- [Information shown]
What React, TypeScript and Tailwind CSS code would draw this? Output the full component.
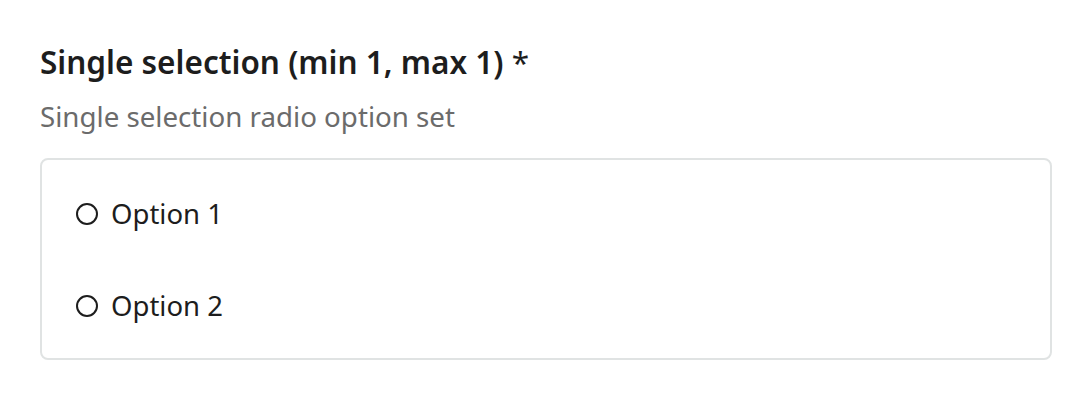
export default function App() {
  const options = ['Option 1', 'Option 2'];
  return (
    <div className="min-h-screen bg-white px-10 pt-[42px] font-['Noto_Sans',sans-serif]">
      <h2 className="text-[31.5px] font-semibold leading-[40px] text-[#1d1d1d]">
        Single selection (min 1, max 1) <span className="font-normal">*</span>
      </h2>
      <p className="mt-[15px] text-[27.7px] leading-[38px] text-[#6b6b6b]">
        Single selection radio option set
      </p>
      <div className="mt-[23px] flex w-[1012px] flex-col gap-[54px] rounded-[8px] border-2 border-[#e0e3e3] pb-[33px] pl-[34px] pr-[34px] pt-[35px]">
        {options.map((label) => (
          <label key={label} className="flex items-center gap-[13px] text-[27.5px] leading-[38px] text-[#1d1d1d]">
            <span className="h-[22px] w-[22px] rounded-full border-2 border-[#1d1d1d]" />
            {label}
          </label>
        ))}
      </div>
    </div>
  );
}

- [Direction] Exclude the images, then output the data above word for word.

- [In response]
What React, TypeScript and Tailwind CSS code would draw this? Output the full component.
export default function App() {
  const options = ['Option 1', 'Option 2'];
  return (
    <div className="min-h-screen bg-white px-10 pt-[42px] font-['Noto_Sans',sans-serif]">
      <h2 className="text-[31.5px] font-semibold leading-[40px] text-[#1d1d1d]">
        Single selection (min 1, max 1) <span className="font-normal">*</span>
      </h2>
      <p className="mt-[15px] text-[27.7px] leading-[38px] text-[#6b6b6b]">
        Single selection radio option set
      </p>
      <div className="mt-[23px] flex w-[1012px] flex-col gap-[54px] rounded-[8px] border-2 border-[#e0e3e3] pb-[33px] pl-[34px] pr-[34px] pt-[35px]">
        {options.map((label) => (
          <label key={label} className="flex items-center gap-[13px] text-[27.5px] leading-[38px] text-[#1d1d1d]">
            <span className="h-[22px] w-[22px] rounded-full border-2 border-[#1d1d1d]" />
            {label}
          </label>
        ))}
      </div>
    </div>
  );
}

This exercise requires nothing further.